Il fallut aviser. Afin de donner à l’Association maçonnique la qualité légale qui lui manquait, le Maréchal demanda qu’elle fût reconnue comme établissement d’utilité publique.

À tout autre moment, personne n’eût songé à accueillir une telle demande. Mais, à cette époque, la question romaine agitait les esprits. Les catholiques, longtemps favorables à l’Empire, commençaient à passer dans l’opposition. La Société de Saint-Vincent-de-Paul, avec ses conférences répandues dans tout le pays, était une puissance. Le gouvernement craignit qu’elle ne cherchât à exercer une influence politique dans les élections qui allaient avoir lieu au mois de mai 1863 ; et il voulut annuler cette influence, ou s’en emparer. Il offrit à la Société de Saint-Vincent-de-Paul de la reconnaître comme établissement d’utilité publique. Cette faveur aurait assuré à la Société de grands avantages : le droit de devenir propriétaire sans avoir besoin de recourir à un prête-nom, de placer ses fonds en son nom, d’ester en justice ; le droit de revendiquer devant les tribunaux la délivrance des legs nombreux qui lui étaient adressés, et dont, à défaut de personnalité légale, elle était obligée d’attendre le paiement de la bonne volonté souvent peu empressée des héritiers.

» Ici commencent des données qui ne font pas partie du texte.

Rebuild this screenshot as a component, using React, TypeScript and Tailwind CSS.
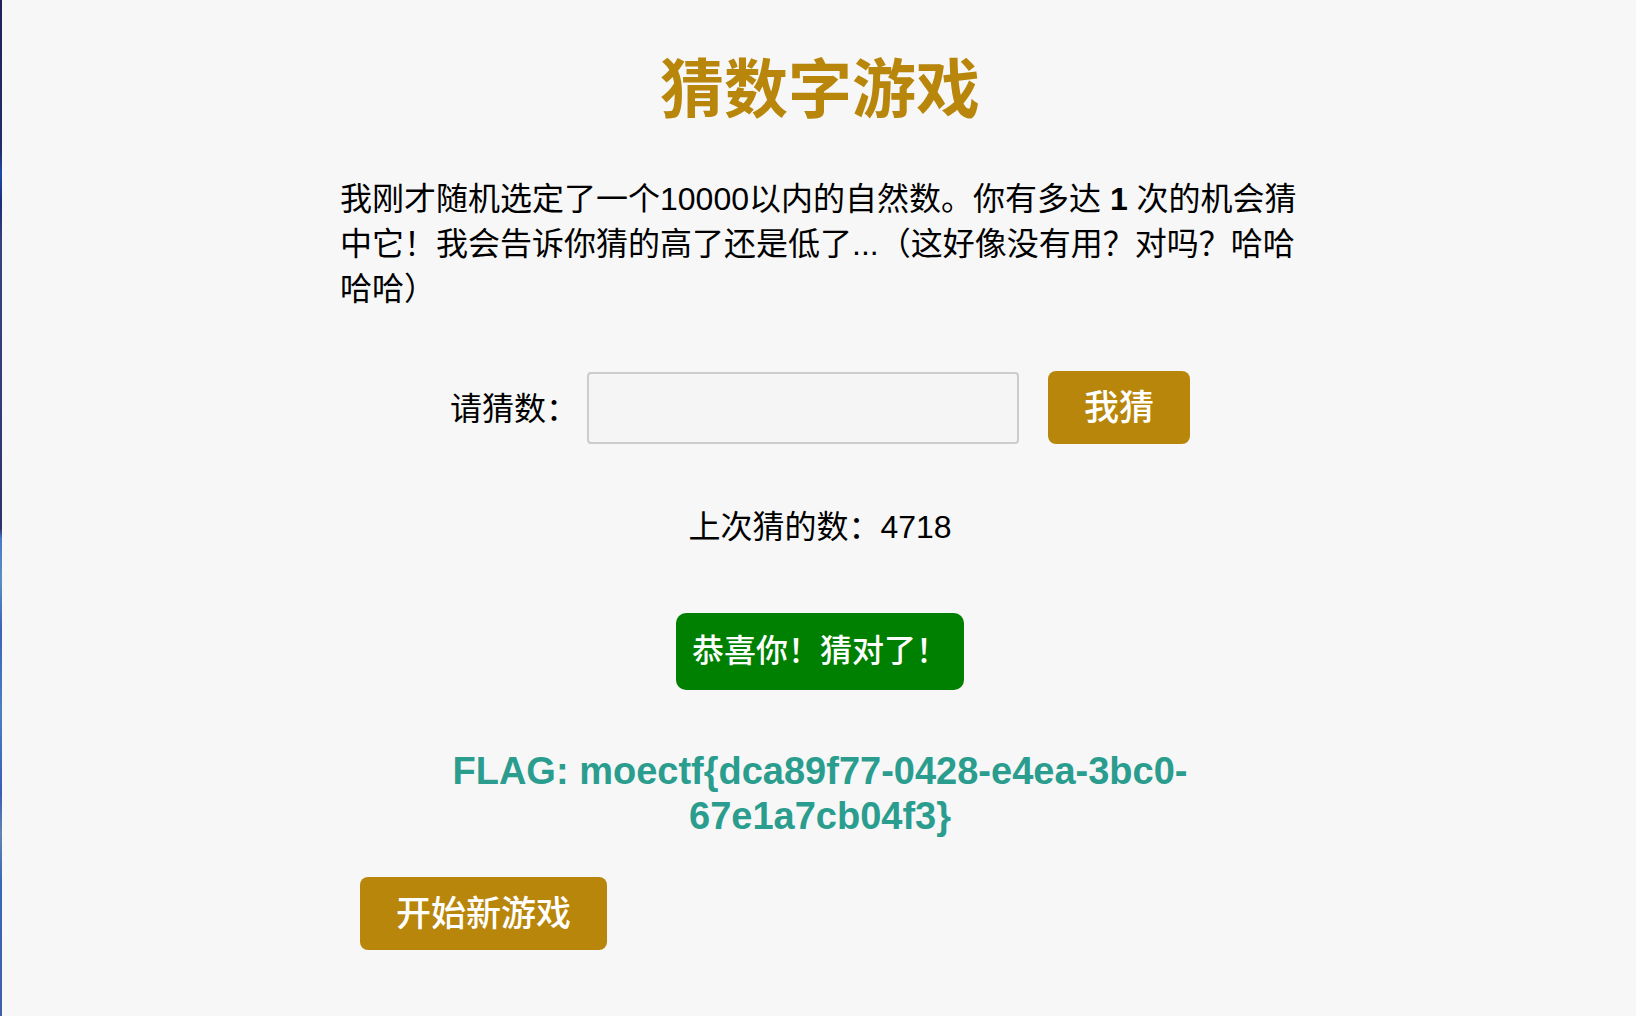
import { useState } from "react";

const FLAG = "moectf{dca89f77-0428-e4ea-3bc0-67e1a7cb04f3}";

export default function App() {
  const [guess, setGuess] = useState("");
  return (
    <div className="flex min-h-screen gap-[2px] bg-[#f7f7f7] font-['Liberation_Sans','Noto_Sans_CJK_SC',sans-serif] text-[32px] leading-[45px] text-black">
      <div className="w-[2px] shrink-0 bg-[linear-gradient(to_bottom,#232058_0%,#232c6c_15%,#1c4cab_17%,#1e2c78_20%,#38417f_24%,#353a7c_40%,#2d3268_52%,#4a78c8_53%,#5b8fc4_57%,#3d62ba_62%,#4a80c0_70%,#3a5cb8_78%,#6085b0_82%,#3a66b8_87%,#3f5fa8_100%)]" />
      <main className="mx-auto flex w-full max-w-[960px] flex-col">
        <h1 className="mt-[45px] text-center text-[64px] leading-[90px] font-bold text-[#b8860b]">猜数字游戏</h1>
        <p className="mt-[42px]">
          我刚才随机选定了一个10000以内的自然数。你有多达 <strong>1</strong> 次的机会猜中它！我会告诉你猜的高了还是低了...（这好像没有用？对吗？哈哈哈哈）
        </p>
        <form className="mt-[59px] flex items-center justify-center" onSubmit={(e) => e.preventDefault()}>
          <label htmlFor="guess" className="pt-[3px]">请猜数：</label>
          <input
            id="guess"
            value={guess}
            onChange={(e) => setGuess(e.target.value)}
            className="ml-[9px] h-[72px] w-[432px] rounded-[4px] border-2 border-[#cccccc] bg-[#f5f5f5] px-4"
          />
          <button type="submit" className="ml-[29px] h-[73px] rounded-[8px] bg-[#b8860b] px-9 text-[35px] font-medium text-white">我猜</button>
        </form>
        <p className="mt-[61px] text-center">上次猜的数：4718</p>
        <p className="mt-[63px] self-center rounded-[10px] bg-[#008000] px-4 py-4 font-medium text-white">恭喜你！猜对了！</p>
        <h2 className="mx-auto mt-[59px] max-w-[760px] text-center text-[38px] font-bold text-[#2a9d8f]">
          {`FLAG: ${FLAG}`}
        </h2>
        <button type="button" className="mt-[38px] ml-5 h-[73px] self-start rounded-[8px] bg-[#b8860b] px-9 text-[35px] font-medium text-white">开始新游戏</button>
      </main>
    </div>
  );
}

Mais d’autre part, la reconnaissance impliquait le contrôle de l’administration. Elle aurait placé la Société ; sous la tutelle des pouvoirs publics, l’aurait obligée à rendre des comptes, à demander des autorisations, etc. Elle aurait, en un mot, fait disparaître l’indépendance dont la Société avait joui jusqu’alors. La Société de Saint-Vincent-de-Paul, redoutant l’avenir, et ne se souciant pas d’aliéner sa liberté d’action, refusa la faveur qui lui était offerte.